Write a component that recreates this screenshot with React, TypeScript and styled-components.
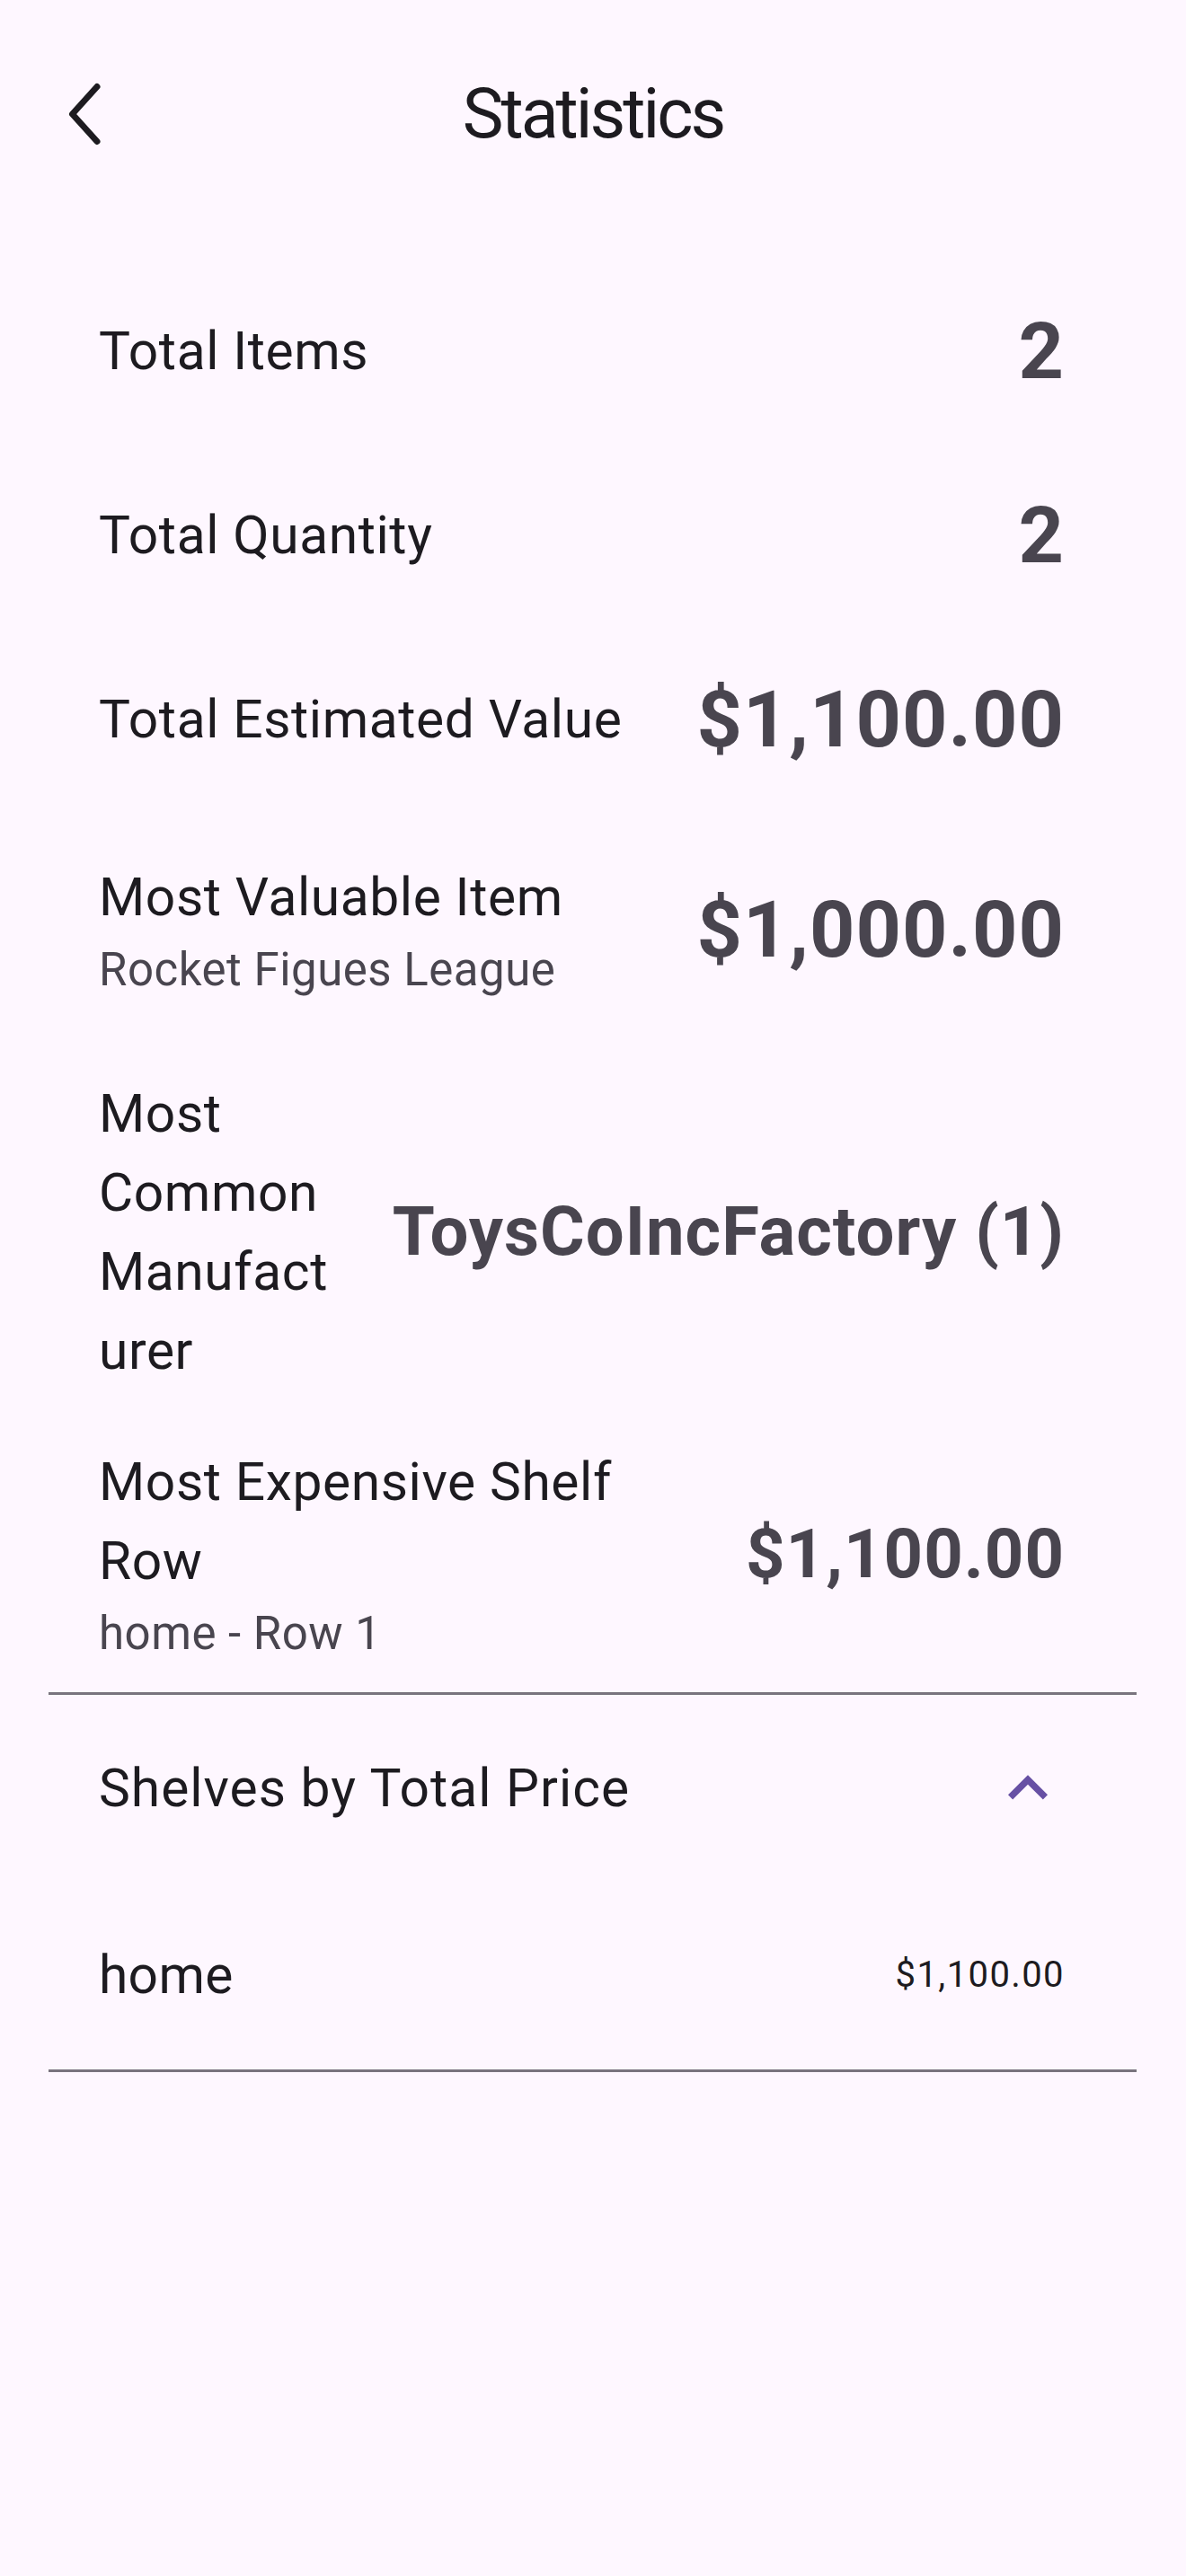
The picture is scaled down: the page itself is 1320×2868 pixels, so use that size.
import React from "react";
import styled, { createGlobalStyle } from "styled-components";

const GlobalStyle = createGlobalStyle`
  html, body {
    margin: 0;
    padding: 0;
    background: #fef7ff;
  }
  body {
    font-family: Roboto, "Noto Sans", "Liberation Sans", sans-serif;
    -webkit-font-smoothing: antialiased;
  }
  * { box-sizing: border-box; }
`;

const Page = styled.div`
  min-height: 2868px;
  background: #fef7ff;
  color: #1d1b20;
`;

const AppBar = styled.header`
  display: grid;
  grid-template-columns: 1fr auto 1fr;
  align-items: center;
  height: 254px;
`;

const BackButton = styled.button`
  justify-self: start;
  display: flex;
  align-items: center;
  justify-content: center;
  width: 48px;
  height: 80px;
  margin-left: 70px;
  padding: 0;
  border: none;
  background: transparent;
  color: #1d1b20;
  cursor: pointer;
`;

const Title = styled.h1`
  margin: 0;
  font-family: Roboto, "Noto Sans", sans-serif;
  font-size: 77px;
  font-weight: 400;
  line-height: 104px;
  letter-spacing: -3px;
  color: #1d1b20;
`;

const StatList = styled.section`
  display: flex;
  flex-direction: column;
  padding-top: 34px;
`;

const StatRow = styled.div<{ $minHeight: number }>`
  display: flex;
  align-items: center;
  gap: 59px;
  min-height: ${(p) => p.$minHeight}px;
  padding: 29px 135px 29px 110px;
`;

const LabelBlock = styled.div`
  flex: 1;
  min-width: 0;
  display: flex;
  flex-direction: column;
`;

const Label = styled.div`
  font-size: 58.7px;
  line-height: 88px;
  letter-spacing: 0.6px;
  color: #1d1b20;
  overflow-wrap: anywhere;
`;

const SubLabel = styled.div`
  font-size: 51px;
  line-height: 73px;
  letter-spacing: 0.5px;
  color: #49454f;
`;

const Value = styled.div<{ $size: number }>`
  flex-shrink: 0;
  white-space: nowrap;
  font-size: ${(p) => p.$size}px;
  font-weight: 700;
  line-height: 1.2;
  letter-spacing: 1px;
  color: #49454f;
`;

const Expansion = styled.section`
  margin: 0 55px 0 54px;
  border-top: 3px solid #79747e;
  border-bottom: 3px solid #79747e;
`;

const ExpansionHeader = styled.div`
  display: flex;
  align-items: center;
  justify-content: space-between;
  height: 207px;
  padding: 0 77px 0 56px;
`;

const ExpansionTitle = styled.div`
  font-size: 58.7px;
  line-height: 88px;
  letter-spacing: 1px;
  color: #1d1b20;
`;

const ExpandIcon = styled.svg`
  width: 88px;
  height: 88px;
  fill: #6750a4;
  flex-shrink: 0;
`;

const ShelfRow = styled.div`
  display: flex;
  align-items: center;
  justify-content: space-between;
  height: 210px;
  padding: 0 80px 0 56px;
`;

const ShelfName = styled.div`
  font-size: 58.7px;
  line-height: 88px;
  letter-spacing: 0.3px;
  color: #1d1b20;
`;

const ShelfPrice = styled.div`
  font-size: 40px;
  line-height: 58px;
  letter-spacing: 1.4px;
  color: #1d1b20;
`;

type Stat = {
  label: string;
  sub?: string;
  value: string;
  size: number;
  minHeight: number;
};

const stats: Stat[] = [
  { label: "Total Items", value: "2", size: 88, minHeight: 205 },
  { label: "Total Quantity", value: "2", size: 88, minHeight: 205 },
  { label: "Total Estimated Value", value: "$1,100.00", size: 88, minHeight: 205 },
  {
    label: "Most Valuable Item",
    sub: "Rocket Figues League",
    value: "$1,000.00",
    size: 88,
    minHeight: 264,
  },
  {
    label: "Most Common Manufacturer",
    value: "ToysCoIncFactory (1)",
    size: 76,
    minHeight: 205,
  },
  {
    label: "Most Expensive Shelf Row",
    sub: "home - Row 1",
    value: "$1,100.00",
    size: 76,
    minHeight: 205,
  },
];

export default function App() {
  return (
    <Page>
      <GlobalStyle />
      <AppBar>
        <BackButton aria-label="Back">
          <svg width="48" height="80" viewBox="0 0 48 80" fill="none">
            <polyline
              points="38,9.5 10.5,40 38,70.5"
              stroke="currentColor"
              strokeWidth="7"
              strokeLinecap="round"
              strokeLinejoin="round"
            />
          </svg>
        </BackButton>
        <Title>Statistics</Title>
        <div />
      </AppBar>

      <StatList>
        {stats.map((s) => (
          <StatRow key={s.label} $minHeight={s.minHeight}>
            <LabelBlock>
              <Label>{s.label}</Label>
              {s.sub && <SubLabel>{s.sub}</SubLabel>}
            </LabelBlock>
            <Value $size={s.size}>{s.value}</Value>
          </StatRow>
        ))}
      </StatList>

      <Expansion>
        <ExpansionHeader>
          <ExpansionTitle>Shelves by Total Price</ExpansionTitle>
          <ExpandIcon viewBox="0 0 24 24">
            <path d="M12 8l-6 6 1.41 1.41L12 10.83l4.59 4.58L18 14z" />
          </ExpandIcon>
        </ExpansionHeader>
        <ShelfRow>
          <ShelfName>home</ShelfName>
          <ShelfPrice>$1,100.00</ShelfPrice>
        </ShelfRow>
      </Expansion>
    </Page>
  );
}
● ● ●
**WHAT YOU ARE ASKED TO DO:** Exactly as written, return every line of the listing, but not the pictures.

**RESPONSE TO THIS EXERCISE:**
Write a component that recreates this screenshot with React, TypeScript and styled-components.
The picture is scaled down: the page itself is 1320×2868 pixels, so use that size.
import React from "react";
import styled, { createGlobalStyle } from "styled-components";

const GlobalStyle = createGlobalStyle`
  html, body {
    margin: 0;
    padding: 0;
    background: #fef7ff;
  }
  body {
    font-family: Roboto, "Noto Sans", "Liberation Sans", sans-serif;
    -webkit-font-smoothing: antialiased;
  }
  * { box-sizing: border-box; }
`;

const Page = styled.div`
  min-height: 2868px;
  background: #fef7ff;
  color: #1d1b20;
`;

const AppBar = styled.header`
  display: grid;
  grid-template-columns: 1fr auto 1fr;
  align-items: center;
  height: 254px;
`;

const BackButton = styled.button`
  justify-self: start;
  display: flex;
  align-items: center;
  justify-content: center;
  width: 48px;
  height: 80px;
  margin-left: 70px;
  padding: 0;
  border: none;
  background: transparent;
  color: #1d1b20;
  cursor: pointer;
`;

const Title = styled.h1`
  margin: 0;
  font-family: Roboto, "Noto Sans", sans-serif;
  font-size: 77px;
  font-weight: 400;
  line-height: 104px;
  letter-spacing: -3px;
  color: #1d1b20;
`;

const StatList = styled.section`
  display: flex;
  flex-direction: column;
  padding-top: 34px;
`;

const StatRow = styled.div<{ $minHeight: number }>`
  display: flex;
  align-items: center;
  gap: 59px;
  min-height: ${(p) => p.$minHeight}px;
  padding: 29px 135px 29px 110px;
`;

const LabelBlock = styled.div`
  flex: 1;
  min-width: 0;
  display: flex;
  flex-direction: column;
`;

const Label = styled.div`
  font-size: 58.7px;
  line-height: 88px;
  letter-spacing: 0.6px;
  color: #1d1b20;
  overflow-wrap: anywhere;
`;

const SubLabel = styled.div`
  font-size: 51px;
  line-height: 73px;
  letter-spacing: 0.5px;
  color: #49454f;
`;

const Value = styled.div<{ $size: number }>`
  flex-shrink: 0;
  white-space: nowrap;
  font-size: ${(p) => p.$size}px;
  font-weight: 700;
  line-height: 1.2;
  letter-spacing: 1px;
  color: #49454f;
`;

const Expansion = styled.section`
  margin: 0 55px 0 54px;
  border-top: 3px solid #79747e;
  border-bottom: 3px solid #79747e;
`;

const ExpansionHeader = styled.div`
  display: flex;
  align-items: center;
  justify-content: space-between;
  height: 207px;
  padding: 0 77px 0 56px;
`;

const ExpansionTitle = styled.div`
  font-size: 58.7px;
  line-height: 88px;
  letter-spacing: 1px;
  color: #1d1b20;
`;

const ExpandIcon = styled.svg`
  width: 88px;
  height: 88px;
  fill: #6750a4;
  flex-shrink: 0;
`;

const ShelfRow = styled.div`
  display: flex;
  align-items: center;
  justify-content: space-between;
  height: 210px;
  padding: 0 80px 0 56px;
`;

const ShelfName = styled.div`
  font-size: 58.7px;
  line-height: 88px;
  letter-spacing: 0.3px;
  color: #1d1b20;
`;

const ShelfPrice = styled.div`
  font-size: 40px;
  line-height: 58px;
  letter-spacing: 1.4px;
  color: #1d1b20;
`;

type Stat = {
  label: string;
  sub?: string;
  value: string;
  size: number;
  minHeight: number;
};

const stats: Stat[] = [
  { label: "Total Items", value: "2", size: 88, minHeight: 205 },
  { label: "Total Quantity", value: "2", size: 88, minHeight: 205 },
  { label: "Total Estimated Value", value: "$1,100.00", size: 88, minHeight: 205 },
  {
    label: "Most Valuable Item",
    sub: "Rocket Figues League",
    value: "$1,000.00",
    size: 88,
    minHeight: 264,
  },
  {
    label: "Most Common Manufacturer",
    value: "ToysCoIncFactory (1)",
    size: 76,
    minHeight: 205,
  },
  {
    label: "Most Expensive Shelf Row",
    sub: "home - Row 1",
    value: "$1,100.00",
    size: 76,
    minHeight: 205,
  },
];

export default function App() {
  return (
    <Page>
      <GlobalStyle />
      <AppBar>
        <BackButton aria-label="Back">
          <svg width="48" height="80" viewBox="0 0 48 80" fill="none">
            <polyline
              points="38,9.5 10.5,40 38,70.5"
              stroke="currentColor"
              strokeWidth="7"
              strokeLinecap="round"
              strokeLinejoin="round"
            />
          </svg>
        </BackButton>
        <Title>Statistics</Title>
        <div />
      </AppBar>

      <StatList>
        {stats.map((s) => (
          <StatRow key={s.label} $minHeight={s.minHeight}>
            <LabelBlock>
              <Label>{s.label}</Label>
              {s.sub && <SubLabel>{s.sub}</SubLabel>}
            </LabelBlock>
            <Value $size={s.size}>{s.value}</Value>
          </StatRow>
        ))}
      </StatList>

      <Expansion>
        <ExpansionHeader>
          <ExpansionTitle>Shelves by Total Price</ExpansionTitle>
          <ExpandIcon viewBox="0 0 24 24">
            <path d="M12 8l-6 6 1.41 1.41L12 10.83l4.59 4.58L18 14z" />
          </ExpandIcon>
        </ExpansionHeader>
        <ShelfRow>
          <ShelfName>home</ShelfName>
          <ShelfPrice>$1,100.00</ShelfPrice>
        </ShelfRow>
      </Expansion>
    </Page>
  );
}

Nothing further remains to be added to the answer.